In brief, Pasqualino and MGW-Homes Design Inc. sought to resolve a construction contract dispute through the adjudication process. The adjudicator’s decision resulted in an award of $119,314 to be paid to MGW Homes. MGW Homes filed the adjudicator’s decision with the court, but failed to give notice to Pasqualino that they did so as required by s 13.20(3) of the Construction Act. MGW Homes subsequently obtained a writ of enforcement, which Pasqualino disputed. The motion judge found that MGW Homes’ violation of s 13.20(3) was fatal not only to MGW Homes’ writ of enforcement, but also to any future attempts to enforce the adjudicator’s order.

MGW Homes appealed the order vacating the writ of enforcement to both the Ontario Court of Appeal and the Divisional Court.

(i) Jurisdiction of the Court

The Ontario Court of Appeal considered whether it had jurisdiction to hear the appeal. The issue was resolved through the interpretation of the term “judgment” in s 71(1) of the Construction Act.

Relying on the precedents from Villa Verde LM Masonry Ltd v. Pier One Masonry Inc., [2001] OJ No 1605 and TRS Components Ltd v. Devlan Construction Ltd., 2015 ONCA 294, the Court of Appeal held that the term “judgment” should be construed broadly. Accordingly, an order to vacate a writ of enforcement is a “judgment” under the Construction Act, and any right of appeal would fall within the jurisdiction of the Divisional Court.
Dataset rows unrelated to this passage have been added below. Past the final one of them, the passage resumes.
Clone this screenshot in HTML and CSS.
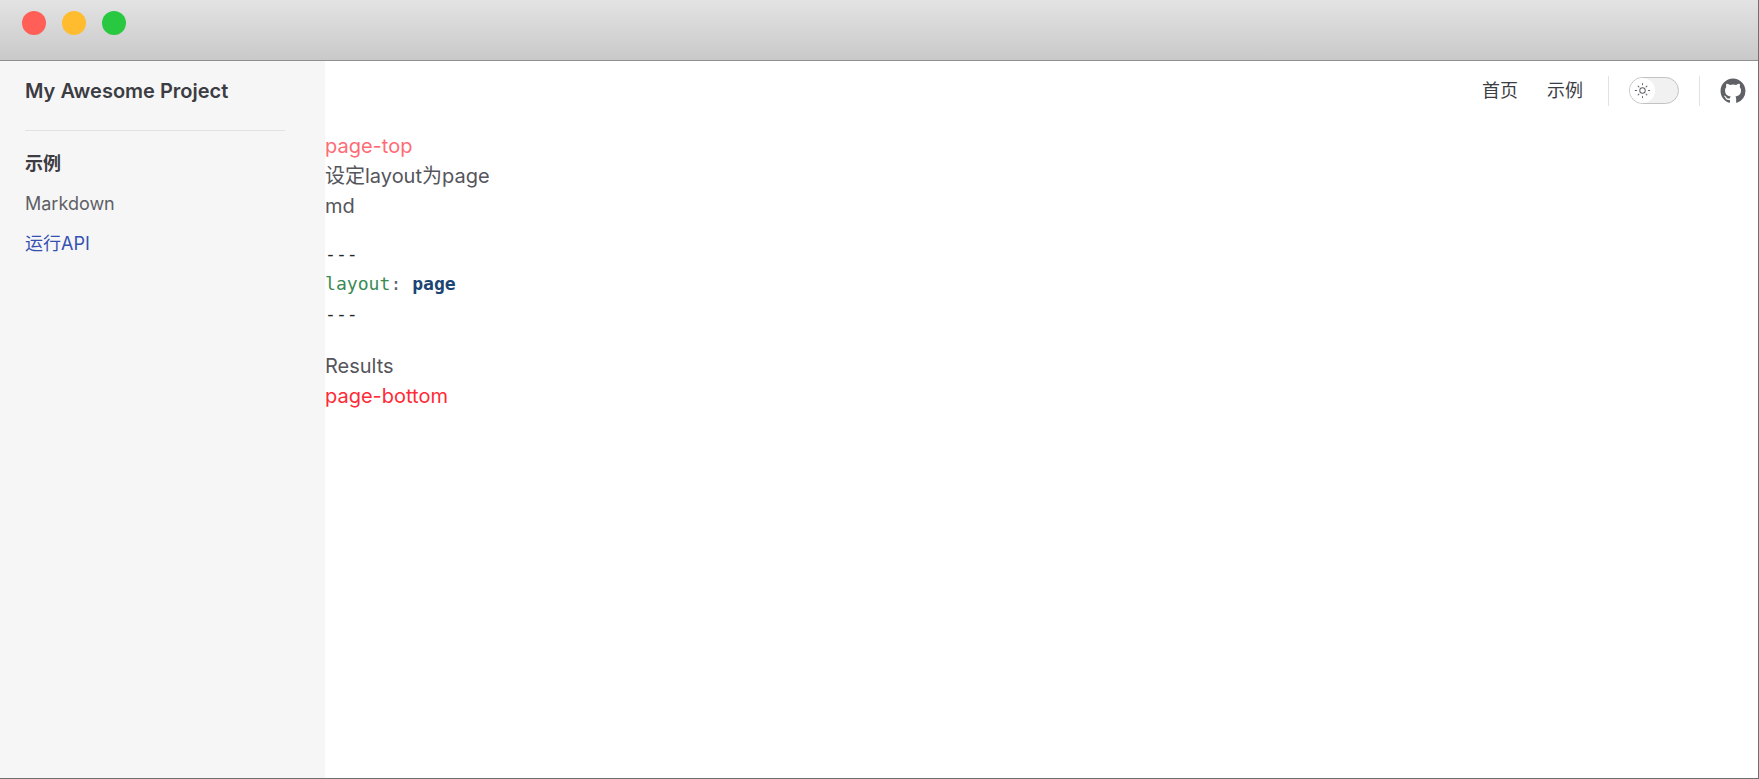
FILE: index.html
```html
<!DOCTYPE html>
<html lang="en">

<head>
    <meta charset="UTF-8">
    <title>My Awesome Project</title>
    <link rel="stylesheet" href="styles.css">
</head>

<body>
    <div class="window">
        <header class="titlebar">
            <span class="dot dot_red"></span>
            <span class="dot dot_yellow"></span>
            <span class="dot dot_green"></span>
        </header>
        <div class="main">
            <aside class="sidebar">
                <div class="site_title">My Awesome Project</div>
                <div class="side_rule"></div>
                <div class="side_group">示例</div>
                <a class="side_link">Markdown</a>
                <a class="side_link side_active">运行API</a>
            </aside>
            <div class="page">
                <nav class="nav">
                    <a class="nav_link">首页</a>
                    <a class="nav_link">示例</a>
                    <span class="nav_sep"></span>
                    <span class="switch">
                        <span class="knob">
                            <svg viewBox="0 0 24 24" width="17" height="17" fill="#5c5c62">
                                <path d="M12 7.500a4.500 4.500 0 1 0 0 9 4.500 4.500 0 0 0 0-9zm0 1.300a3.200 3.200 0 1 1 0 6.400 3.200 3.200 0 0 1 0-6.400z"/>
                                <rect x="11.300" y="1" width="1.400" height="3.500" rx=".7"/>
                                <rect x="11.300" y="19.500" width="1.400" height="3.500" rx=".7"/>
                                <rect x="1" y="11.300" width="3.500" height="1.400" rx=".7"/>
                                <rect x="19.500" y="11.300" width="3.500" height="1.400" rx=".7"/>
                                <rect x="11.300" y="2.500" width="1.400" height="3.200" rx=".7" transform="rotate(45 12 12)"/>
                                <rect x="11.300" y="18.300" width="1.400" height="3.200" rx=".7" transform="rotate(45 12 12)"/>
                                <rect x="11.300" y="2.500" width="1.400" height="3.200" rx=".7" transform="rotate(-45 12 12)"/>
                                <rect x="11.300" y="18.300" width="1.400" height="3.200" rx=".7" transform="rotate(-45 12 12)"/>
                            </svg>
                        </span>
                    </span>
                    <span class="nav_sep nav_sep_last"></span>
                    <svg class="github" viewBox="0 0 24 24" width="26" height="26" fill="#606067">
                        <path d="M12 .5C5.650.5.500 5.650.500 12c0 5.080 3.290 9.390 7.860 10.910.580.110.790-.250.790-.550v-2.140c-3.200.700-3.870-1.360-3.870-1.360-.520-1.330-1.280-1.680-1.280-1.680-1.040-.710.080-.700.080-.700 1.150.080 1.760 1.190 1.760 1.190 1.030 1.760 2.690 1.250 3.340.960.100-.750.400-1.250.730-1.540-2.550-.290-5.240-1.280-5.240-5.690 0-1.260.450-2.280 1.190-3.090-.120-.290-.510-1.460.110-3.050 0 0 .970-.310 3.170 1.180a11 11 0 0 1 5.770 0c2.200-1.490 3.170-1.180 3.170-1.180.630 1.590.230 2.760.110 3.050.740.810 1.190 1.830 1.190 3.090 0 4.420-2.690 5.390-5.260 5.680.410.360.780 1.060.780 2.130v3.160c0 .310.210.670.800.550A11.500 11.500 0 0 0 23.500 12C23.500 5.650 18.350.500 12 .500z"/>
                    </svg>
                </nav>
                <div class="content">
                    <div class="slot_top">page-top</div>
                    <div>设定layout为page</div>
                    <div>md</div>
                    <pre class="code"><code>---
<span class="c_key">layout</span><span class="c_colon">:</span> <span class="c_val">page</span>
---</code></pre>
                    <div>Results</div>
                    <div class="slot_bottom">page-bottom</div>
                </div>
            </div>
        </div>
    </div>
</body>

</html>
```

FILE: styles.css
```css
* {
    margin: 0;
    padding: 0;
    box-sizing: border-box;
}

body {
    width: 1759px;
    height: 779px;
    overflow: hidden;
    background-color: #fff;
    font-family: Inter, "Noto Sans CJK SC", sans-serif;
    font-size: 20px;
    line-height: 30px;
    color: #55555c;
}

.window {
    width: 100%;
    height: 100%;
    display: flex;
    flex-direction: column;
    border-right: 1px solid #6f6f6f;
    border-bottom: 1px solid #6f6f6f;
}

.titlebar {
    height: 61px;
    flex: none;
    display: flex;
    gap: 16px;
    padding: 11px 0 0 22px;
    background: linear-gradient(#e3e3e3, #c9c9c9);
    border-bottom: 1px solid #8f8f8f;
}

.dot {
    width: 24px;
    height: 24px;
    border-radius: 50%;
}

.dot_red {
    background-color: #ff5f57;
}

.dot_yellow {
    background-color: #febc2e;
}

.dot_green {
    background-color: #28c840;
}

.main {
    flex: 1;
    display: flex;
    min-height: 0;
}

.sidebar {
    width: 325px;
    flex: none;
    background-color: #f6f6f7;
    padding: 0 40px 0 25px;
}

.site_title {
    height: 69px;
    padding-top: 15px;
    font-size: 20px;
    font-weight: 600;
    color: #3c3c43;
}

.side_rule {
    height: 1px;
    background-color: #e2e2e3;
    margin-bottom: 13px;
}

.side_group {
    height: 40px;
    font-size: 18px;
    line-height: 40px;
    font-weight: 700;
    color: #3c3c43;
}

.side_link {
    display: block;
    height: 40px;
    font-size: 18px;
    line-height: 40px;
    color: #5f5f66;
}

.side_active {
    color: #3451b2;
}

.page {
    flex: 1;
    min-width: 0;
}

.nav {
    height: 59px;
    margin-bottom: 10px;
    display: flex;
    align-items: center;
    justify-content: flex-end;
    padding-right: 12px;
    font-size: 18px;
    color: #3c3c43;
}

.nav_link {
    margin-right: 29px;
}

.nav_link + .nav_link {
    margin-right: 25px;
}

.nav_sep {
    width: 1px;
    height: 30px;
    background-color: #e2e2e3;
    margin-right: 20px;
}

.nav_sep_last {
    margin-left: 20px;
    margin-right: 20px;
}

.switch {
    width: 50px;
    height: 27px;
    display: flex;
    align-items: center;
    background-color: #f1f1f1;
    border: 1px solid #c2c2c4;
    border-radius: 14px;
}

.knob {
    width: 25px;
    height: 25px;
    display: flex;
    align-items: center;
    justify-content: center;
    background-color: #fff;
    border-radius: 50%;
}

.content {
    padding-top: 1px;
}

.code {
    margin: 18px 0 22px;
    font-family: "DejaVu Sans Mono", monospace;
    font-size: 18.1px;
    line-height: 30px;
    color: #24292e;
}

.c_key {
    color: #3a8a55;
}

.c_colon {
    color: #5c6670;
}

.c_val {
    color: #1c4573;
    font-weight: 600;
}

.slot_top {
    color: #ff6b75;
}

.slot_bottom {
    color: #ff2a36;
}
```
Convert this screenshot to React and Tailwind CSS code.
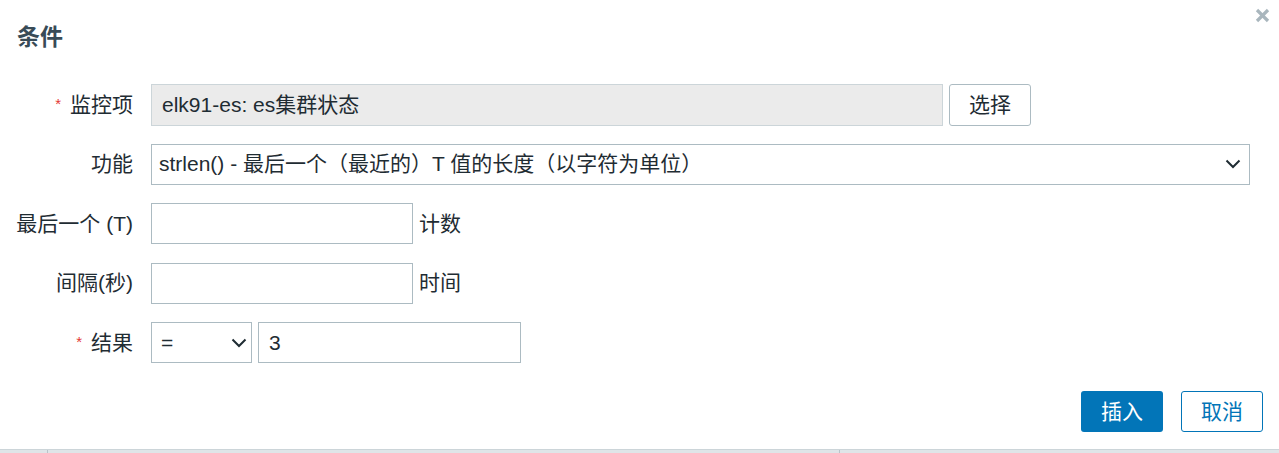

(ii) Judicial Discretion to Grant Remedies Where the Construction Act is Silent

The Divisional Court went on to decide whether MGW Homes’ failure to give notice pursuant to s 13.20(3) of the Construction Act was fatal to any future enforcement of the adjudicator’s decision. The parties did not dispute that the order vacating the writ itself was an appropriate remedy for MGW Homes’ failure to give notice.

The Divisional Court made three key findings in holding that the court may exercise judicial discretion in granting remedies for non-compliance with the adjudication provisions. First, the Construction Act is silent on the consequence for non-compliance with s 13.20(3). In light of this, as well as the Construction Act’s central goal of expediency, judicial discretion in granting a remedy where the adjudication provisions do not provide for one is appropriate.

Second, adjudication determinations are not analogous to lien claims. Whereas lien claims affect rights and obligations under the Construction Act and require strict compliance, adjudications are part of the prompt payment regime. Rather, to achieve expediency, “[t]he notice requirement is more properly seen as a statutorily required courtesy...”, allowing for some forgiveness for non-compliance.

Finally, the writ is not completely void for non-compliance with the notice provision. Accordingly, the remedy is subject to judicial discretion. While some consequence is clearly required, its extent is highly circumstantial.

Given that MGW Homes agreed that the order vacating the writ was appropriate for their failure to give notice, the court declined to exercise its discretion to grant a different remedy. The Divisional Court, however, provided a list of factors to be considered in similar cases going forward: 1) the severity of the non-compliance; 2) an explanation for the non-compliance; and 3) prejudice to the payor. Ultimately, the Court’s exercise of discretion requires consideration of all the circumstances.

The related decisions from the Ontario Court of Appeal and the Divisional Court shed insight on the court’s jurisdiction with respect to adjudication determinations. First, appeals from “judgments” flowing from adjudication decisions lie with the Divisional Court, not with the Court of Appeal. Second, non-compliance with s 13.20(3) is not necessarily fatal to a writ of enforcement. Underlying both decisions is the overarching goal of expediency within the prompt payment regime of the Construction Act. These cases represent a push for actual cash flow within construction hierarchies and eliminating legal barriers to the completion of construction projects.